I agree, but I don’t see why that matters. As I mentioned, a main point of debate is to produce good oversight of claims without giving the judge an understanding of those claims. In this example I would imagine that you decompose the argument as:
A fundamental law of physics is conservation of energy: energy can neither be created nor destroyed, only transformed from one form to another.
Electricity is a form of energy.
This box does not have an infinite source of energy.
The above three together imply that the box cannot produce infinite electricity.
The inventor can disagree with one or more of these claims, then we sample one of the disagreements, and continue debating that one alone, ignoring all the others. This doesn’t mean the judge understands the other claims, just that the judge isn’t addressing them when deciding who wins the overall debate.
If we recurse on #1, which I expect you think is the hardest one, then you could have a decomposition like “the principle has been tested many times”, “in the tests, confirming evidence outweighs the disconfirming evidence”, “there is an overwhelming scientific consensus behind it”, “there is significant a priori theoretical support” (assuming that’s true), “given the above the reasonable conclusion is to have very high confidence in conservation of energy”. Again, find disagreements, sample one, recurse. It seems quite plausible to me that you get down to something fairly concrete relatively quickly.
If you want to disallow appeals to authority, on the basis that the correct analogy is to superhuman AIs that know tons of stuff that aren’t accepted by any authorities the judge trusts, I still think it’s probably doable with a larger debate, but it’s harder for me to play out what the debate would look like because I don’t know in enough concrete detail the specific reasons why we believe conservation of energy to be true. I might also disagree that we should be thinking about such big gaps between AI and the judge, but that’s not central.
The debaters are the same AI with different contexts, so the same is true of both debaters. Am I missing something here?
That seems right, but why is it a problem?
The honest strategy is fine under cross-examination, it will give consistent answers across contexts. Only the dishonest strategy will change its answers (sometimes saying the perpetual energy machines are impossible sometimes saying that they are possible).
I do, but more importantly, I want to disallow the judge understanding all the concepts here. Suppose the judge says to #1: “What is energy?” or “What is conservation?” and it can’t be explained to them—what then?
Also, argument 1 isn’t actually correct, E=mc^2 and so on.
That seems right, but why is it a problem? The honest strategy is fine under cross-examination, it will give consistent answers across contexts.
“The honest strategy”? If you have that, you can just ask it and not bother with the debate. If the problem is distinguishing it, and only dishonest actors are changing their answers based on the provided situation, you can just use that info. But why are you assuming you have an “honest strategy” available here?
I do, but more importantly, I want to disallow the judge understanding all the concepts here.

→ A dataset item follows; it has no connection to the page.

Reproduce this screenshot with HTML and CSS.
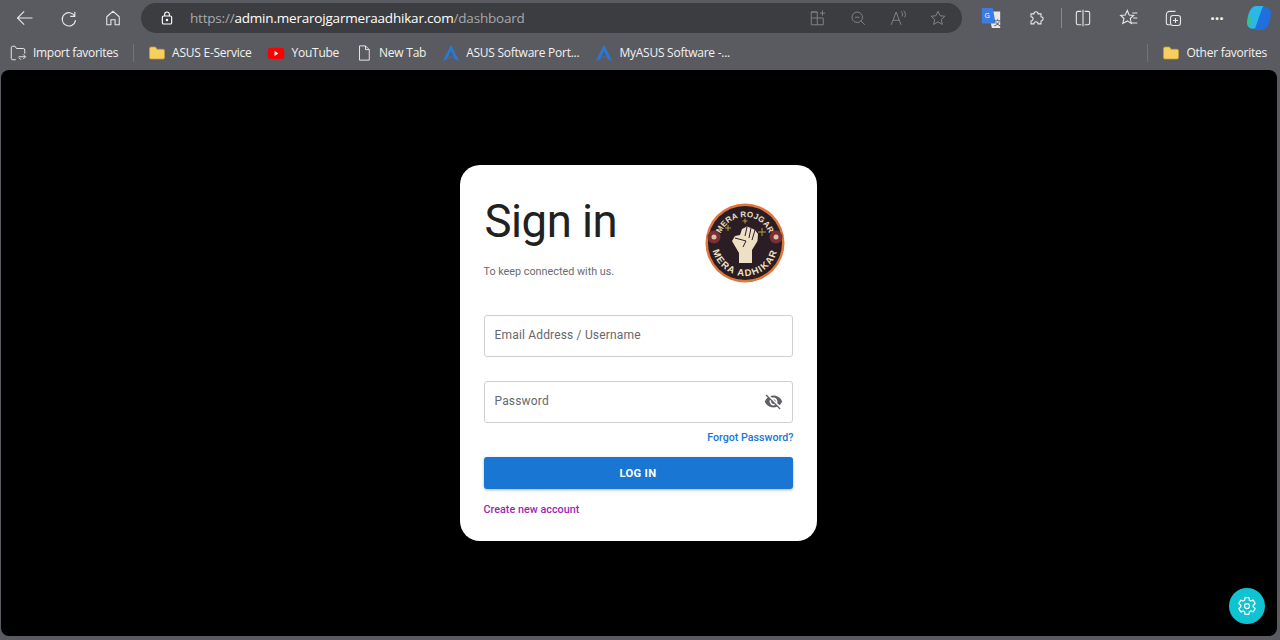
FILE: index.html
```html
<!DOCTYPE html>
<html lang="en">

<head>
  <meta charset="UTF-8">
  <meta name="viewport" content="width=device-width, initial-scale=1.0">
  <title>Sign in</title>
  <link rel="stylesheet" href="styles.css">
</head>

<body>
  <header class="toolbar">
    <div class="nav-buttons">
      <svg class="icon" viewBox="0 0 24 24"><path d="M21 12H3M11 4 3 12l8 8" /></svg>
      <svg class="icon" viewBox="0 0 24 24"><path d="M19 4.500V10h-5.500M19 10a8 8 0 1 0 .8 4.500" /></svg>
      <svg class="icon" viewBox="0 0 24 24"><path d="M4.500 10.500 12 4l7.500 6.500V20h-5v-6h-5v6h-5z" /></svg>
    </div>
    <div class="address">
      <svg class="icon lock" viewBox="0 0 24 24"><rect x="5" y="9" width="14" height="12" rx="2" /><path d="M8.500 9V6.500a3.500 3.500 0 0 1 7 0V9" /><circle cx="12" cy="15" r="1" /></svg>
      <span class="url">https://<b>admin.merarojgarmeraadhikar.com</b>/dashboard</span>
      <div class="address-tools">
        <svg class="icon" viewBox="0 0 24 24"><path d="M3 12h16v9H3zM11 4v17M3 12V4h8M3 4h8M18 2v7M14.500 5.500h7" /></svg>
        <svg class="icon" viewBox="0 0 24 24"><circle cx="11" cy="11" r="7" /><path d="M16 16l5 5M8 11h6" /></svg>
        <svg class="icon" viewBox="0 0 24 24"><path d="M3 21 9.500 4 16 21M5.500 15h8M16 3c2 1.500 2.500 4.500 1.500 7M19.500 2c2.500 2 3 6 1.500 9" /></svg>
        <svg class="icon" viewBox="0 0 24 24"><path d="m12 3 2.800 6 6.400.7-4.800 4.300 1.400 6.500-5.800-3.300-5.800 3.300L7.600 14 2.800 9.700 9.200 9z" /></svg>
      </div>
    </div>
    <div class="ext-buttons">
      <svg class="ext translate" viewBox="0 0 24 24">
        <path class="tr-back" d="M9 5h13v18H13z" />
        <path class="tr-front" d="M2 1h12l3 17H2z" />
        <text x="5" y="12" class="tr-g">G</text>
        <text x="15" y="20" class="tr-z">文</text>
      </svg>
      <svg class="icon" viewBox="0 0 24 24"><path d="M6 7h3.500a2.500 2.500 0 1 1 5 0H18v3.500a2.500 2.500 0 1 1 0 5V19h-3.500a2.500 2.500 0 1 0-5 0H6v-3.500a2.500 2.500 0 1 0 0-5z" /></svg>
      <span class="divider"></span>
      <svg class="icon" viewBox="0 0 24 24"><path d="M10 4H6a2 2 0 0 0-2 2v12a2 2 0 0 0 2 2h4M14 4h4a2 2 0 0 1 2 2v12a2 2 0 0 1-2 2h-4M12 2v20" /></svg>
      <svg class="icon fav" viewBox="0 0 24 24"><path d="m10 3 2.200 5.500 5.300.4-4 3.700 1.200 5.900-4.700-3-5.500 3 1.500-5.900-4-3.700 5.500-.4zM16 6h6M17 12h5M15 18h7" /></svg>
      <svg class="icon" viewBox="0 0 24 24"><path d="M9 20H6a2 2 0 0 1-2-2V8a4 4 0 0 1 4-4h7" /><rect x="9" y="9" width="12" height="12" rx="3" /><path d="M15 12v6M12 15h6" /></svg>
      <span class="dots">···</span>
      <svg class="ext copilot" viewBox="0 0 24 24">
        <path fill="#2bb7e8" d="M9 1h7L9 21c-1 2-8 1-8-4C1 10 4 1 9 1z" />
        <path fill="#1f6fe0" d="M15 23H8l7-20c1-2 8-1 8 4 0 7-3 16-8 16z" />
        <path fill="#35c48d" d="M2 11l4-1-2 9-3-2z" />
      </svg>
    </div>
  </header>

  <nav class="bookmarks">
    <a class="bookmark tight">
      <svg class="icon" viewBox="0 0 24 24"><path d="M9 21H5a2 2 0 0 1-2-2V5a2 2 0 0 1 2-2h3l2 3h9a2 2 0 0 1 2 2v5M13 17h9M19 14l3 3-3 3M16 21l-3-3" /></svg>
      Import favorites
    </a>
    <span class="bookmark-divider"></span>
    <a class="bookmark">
      <svg class="folder" viewBox="0 0 24 24"><path d="M2 6a2 2 0 0 1 2-2h6l2 3h8a2 2 0 0 1 2 2v9a2 2 0 0 1-2 2H4a2 2 0 0 1-2-2z" /></svg>
      ASUS E-Service
    </a>
    <a class="bookmark">
      <svg class="site" viewBox="0 0 24 24"><rect x="1" y="5" width="22" height="15" rx="4" fill="#f00" /><path d="m10 9 5 3.500-5 3.500z" fill="#fff" /></svg>
      YouTube
    </a>
    <a class="bookmark">
      <svg class="icon" viewBox="0 0 24 24"><path d="M6 2.500h8l5 5V21.500H6zM14 2.500v5h5" /></svg>
      New Tab
    </a>
    <a class="bookmark">
      <svg class="site" viewBox="0 0 24 24"><path d="M12 1 1 23l11-6 11 6zM12 9l-5 10 5-3 5 3z" fill="#2a78d8" fill-rule="evenodd" /></svg>
      ASUS Software Port...
    </a>
    <a class="bookmark">
      <svg class="site" viewBox="0 0 24 24"><path d="M12 1 1 23l11-6 11 6zM12 9l-5 10 5-3 5 3z" fill="#2a78d8" fill-rule="evenodd" /></svg>
      MyASUS Software -...
    </a>
    <span class="bookmark-divider push"></span>
    <a class="bookmark">
      <svg class="folder" viewBox="0 0 24 24"><path d="M2 6a2 2 0 0 1 2-2h6l2 3h8a2 2 0 0 1 2 2v9a2 2 0 0 1-2 2H4a2 2 0 0 1-2-2z" /></svg>
      Other favorites
    </a>
  </nav>

  <main class="page">
    <section class="card">
      <div class="card-head">
        <div>
          <h1 class="title">Sign in</h1>
          <p class="subtitle">To keep connected with us.</p>
        </div>
        <svg class="logo" viewBox="0 0 80 80">
          <defs>
            <path id="logo-top" d="M14 40A26 26 0 0 1 66 40" />
            <path id="logo-bottom" d="M7 40A33 33 0 0 0 73 40" />
          </defs>
          <circle cx="40" cy="40" r="39.500" fill="#e0763a" />
          <circle cx="40" cy="40" r="37" fill="#2a1d24" />
          <text class="logo-text"><textPath href="#logo-top" startOffset="50%">MERA ROJGAR</textPath></text>
          <text class="logo-text big"><textPath href="#logo-bottom" startOffset="50%">MERA ADHIKAR</textPath></text>
          <path class="fist" d="M34 60V50L27 38l3-5 5-1 2-6 5-2.500 4 1.500 4 2 3 4-.5 7L47 47v13z" />
          <path class="fist-lines" d="M42 24l-2 9M46 25l-2 10M50 27l-3 10M30 35l11 3-3 6" />
          <circle class="badge" cx="9" cy="34" r="6.500" />
          <circle class="badge" cx="71" cy="34" r="6.500" />
          <circle class="badge-head" cx="9" cy="34" r="2.500" />
          <circle class="badge-head" cx="71" cy="34" r="2.500" />
          <path class="star" d="M23 22v6M20 25h6M40 15.500v5M37.500 18h5M57 25v8M53 29h8" />
        </svg>
      </div>

      <div class="field first">
        <span class="placeholder">Email Address / Username</span>
      </div>
      <div class="field">
        <span class="placeholder">Password</span>
        <svg class="eye" viewBox="0 0 24 24"><path d="M12 7c2.760 0 5 2.240 5 5 0 .65-.13 1.260-.36 1.830l2.920 2.920c1.510-1.260 2.700-2.890 3.430-4.750-1.730-4.390-6-7.500-11-7.500-1.400 0-2.740.25-3.980.7l2.160 2.160C10.740 7.130 11.350 7 12 7zM2 4.270l2.280 2.280.46.460C3.080 8.300 1.780 10.020 1 12c1.730 4.390 6 7.500 11 7.500 1.550 0 3.030-.3 4.380-.84l.42.420L19.730 22 21 20.730 3.270 3 2 4.270zM7.530 9.800l1.550 1.550c-.05.21-.08.430-.08.650 0 1.660 1.340 3 3 3 .22 0 .44-.03.650-.08l1.550 1.550c-.67.330-1.410.53-2.200.53-2.760 0-5-2.240-5-5 0-.79.200-1.530.53-2.200zm4.310-.780 3.150 3.150.020-.160c0-1.660-1.340-3-3-3l-.170.010z" /></svg>
      </div>
      <a class="forgot">Forgot Password?</a>
      <button class="login" type="button">LOG IN</button>
      <a class="create">Create new account</a>
    </section>

    <button class="settings" type="button">
      <svg viewBox="0 0 24 24"><path d="M19.430 12.980c.04-.32.070-.64.070-.98 0-.34-.03-.66-.07-.98l2.110-1.650c.19-.15.240-.42.120-.64l-2-3.460c-.12-.22-.39-.3-.61-.22l-2.490 1c-.52-.4-1.080-.73-1.690-.98l-.38-2.650C14.460 2.180 14.250 2 14 2h-4c-.25 0-.46.180-.49.420l-.38 2.650c-.61.250-1.170.59-1.690.98l-2.490-1c-.23-.09-.49 0-.61.220l-2 3.460c-.13.220-.07.490.12.640l2.110 1.650c-.04.320-.07.650-.07.980 0 .33.030.66.070.98l-2.110 1.650c-.19.150-.24.420-.12.640l2 3.460c.12.220.39.300.61.220l2.490-1c.52.400 1.080.730 1.690.980l.38 2.650c.03.240.24.420.49.420h4c.25 0 .46-.18.49-.42l.38-2.650c.61-.25 1.170-.59 1.690-.98l2.490 1c.23.090.49 0 .61-.22l2-3.460c.12-.22.070-.49-.12-.64l-2.110-1.650z" /><circle cx="12" cy="12" r="3" /></svg>
    </button>
  </main>
</body>

</html>
```
FILE: styles.css
```css
* {
  box-sizing: border-box;
  padding: 0;
  margin: 0;
}

html,
body {
  height: 100%;
}

body {
  display: flex;
  flex-direction: column;
  overflow: hidden;
  background-color: #5a5b60;
  font-family: 'Open Sans', sans-serif;
  color: #f2f2f2;
}

.icon {
  width: 20px;
  height: 20px;
  flex-shrink: 0;
  fill: none;
  stroke: #e8e8e8;
  stroke-width: 1.3;
}

/* browser toolbar */
.toolbar {
  display: flex;
  align-items: center;
  height: 35px;
  padding-top: 1px;
}

.nav-buttons {
  display: flex;
  gap: 24px;
  padding-left: 15px;
  width: 141px;
}

.address {
  display: flex;
  align-items: center;
  width: 821px;
  height: 30px;
  padding: 0 15px 0 18px;
  border-radius: 15px;
  background-color: #3c3d41;
}

.lock {
  width: 16px;
  height: 16px;
  margin-right: 15px;
  stroke: #fff;
  stroke-width: 1.7;
}

.url {
  font-size: 13.5px;
  color: #a8a9ab;
  letter-spacing: -0.2px;
}

.url b {
  font-weight: 400;
  color: #fff;
}

.address-tools {
  display: flex;
  gap: 22px;
  margin-left: auto;
}

.address-tools .icon {
  stroke: #828386;
  width: 18px;
  height: 18px;
}

.ext-buttons {
  display: flex;
  align-items: center;
  flex: 1;
  padding-left: 18px;
  gap: 24px;
}

.ext {
  width: 22px;
  height: 22px;
  flex-shrink: 0;
}

.tr-back {
  fill: #e8e8e8;
}

.tr-front {
  fill: #3f7be0;
}

.tr-g {
  font-size: 8px;
  fill: #fff;
}

.tr-z {
  font-size: 8px;
  fill: #444;
  font-family: 'Noto Sans CJK SC', sans-serif;
}

.divider {
  width: 1px;
  height: 20px;
  margin: 0 -13px 0 -9px;
  background-color: #88898c;
}

.fav {
  margin-left: 2px;
}

.dots {
  width: 20px;
  font-size: 16px;
  font-weight: 700;
  text-align: center;
}

.copilot {
  margin-left: -5px;
  width: 26px;
  height: 26px;
}

/* favorites bar */
.bookmarks {
  display: flex;
  align-items: center;
  height: 35px;
  padding: 0 13px 0 9px;
  font-size: 12px;
}

.bookmark {
  display: flex;
  align-items: center;
  gap: 6px;
  margin-right: 16px;
  white-space: nowrap;
  letter-spacing: -0.25px;
}

.bookmark.tight {
  margin-right: 15px;
  letter-spacing: -0.3px;
}

.bookmark:last-child {
  margin-right: 0;
}

.bookmark .icon {
  width: 18px;
  height: 18px;
}

.bookmark-divider {
  width: 1px;
  height: 18px;
  margin-right: 14px;
  background-color: #727377;
}

.push {
  margin-left: auto;
}

.folder {
  width: 18px;
  height: 18px;
  fill: #f6cf5f;
  stroke: #c79a34;
  stroke-width: 1;
}

.site {
  width: 18px;
  height: 18px;
}

/* page */
.page {
  position: relative;
  display: flex;
  flex-direction: column;
  align-items: center;
  height: 566px;
  margin: 0 3px 0 1px;
  padding: 95px 2px 0 0;
  border-radius: 8px;
  background-color: #000;
  font-family: Roboto, sans-serif;
}

.card {
  display: flex;
  flex-direction: column;
  width: 357px;
  height: 376px;
  padding: 24px;
  border-radius: 20px;
  background-color: #fff;
}

.card-head {
  display: flex;
  justify-content: space-between;
  height: 126px;
}

.title {
  margin: 1px 0 0 1px;
  font-size: 45.5px;
  font-weight: 400;
  line-height: 64px;
  color: #212121;
  letter-spacing: -0.5px;
}

.subtitle {
  margin-top: 11px;
  font-size: 10.8px;
  color: #6b6b70;
}

.logo {
  width: 80px;
  height: 80px;
  margin-top: 14px;
  margin-right: 8px;
}

.logo-text {
  font-family: 'Liberation Sans', sans-serif;
  font-size: 8px;
  font-weight: 700;
  letter-spacing: 0.2px;
  text-anchor: middle;
  fill: #eee0c4;
}

.logo-text.big {
  font-size: 9.5px;
  letter-spacing: 1.2px;
}

.fist {
  fill: #eee0c4;
}

.fist-lines {
  fill: none;
  stroke: #2a1d24;
}

.badge {
  fill: #7c3036;
}

.badge-head {
  fill: #d9c3a8;
}

.star {
  fill: none;
  stroke: #d8b64a;
  stroke-width: 0.8;
}

.field {
  display: flex;
  justify-content: space-between;
  align-items: center;
  height: 42px;
  margin-top: 24px;
  padding: 0 9px 0 10px;
  border: 1px solid #cfcfd2;
  border-radius: 3px;
}

.field.first {
  margin-top: 0;
}

.placeholder {
  margin-top: -3px;
  font-size: 12px;
  color: #67676c;
  letter-spacing: 0.17px;
}

.eye {
  width: 19px;
  height: 19px;
  margin-top: -2px;
  fill: #5f6064;
}

.forgot {
  align-self: flex-end;
  margin: 8px -1px 0 0;
  font-size: 10.7px;
  font-weight: 500;
  line-height: 14px;
  color: #1976d2;
}

.login {
  height: 32px;
  margin-top: 12px;
  border: none;
  border-radius: 3px;
  background-color: #1976d2;
  box-shadow: 0 1px 3px rgba(0, 0, 0, 0.3);
  font-family: Roboto, sans-serif;
  font-size: 11.2px;
  font-weight: 700;
  letter-spacing: 0.3px;
  color: #fff;
}

.create {
  margin-top: 14px;
  font-size: 10.8px;
  font-weight: 500;
  line-height: 14px;
  color: #9c27b0;
}

.settings {
  position: absolute;
  right: 12px;
  bottom: 12px;
  display: flex;
  align-items: center;
  justify-content: center;
  width: 36px;
  height: 36px;
  border: none;
  border-radius: 50%;
  background-color: #10c3d3;
}

.settings svg {
  width: 20px;
  height: 20px;
  fill: none;
  stroke: #fff;
  stroke-width: 1.5;
}
```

I think I don’t actually care about being robust to this assumption. Generally I think of arbitrarily-scalable-debate as depending on a universality assumption (which in turn would rule out “the judge can never understand the concepts”). But even if the universality assumption is false, it wouldn’t bother me much; I don’t expect such a huge gap between debaters and judges that the judge simply can’t understand the debaters’ concepts, even given arbitrary amounts of time and arbitrary amounts of explanation from the debaters. (Importantly, I would want to bootstrap alignment, to keep the gaps between debaters and the judge relatively small.)
“The honest strategy”? If you have that, you can just ask it and not bother with the debate. If the problem is distinguishing it, and only dishonest actors are changing their answers based on the provided situation, you can just use that info. But why are you assuming you have an “honest strategy” available here?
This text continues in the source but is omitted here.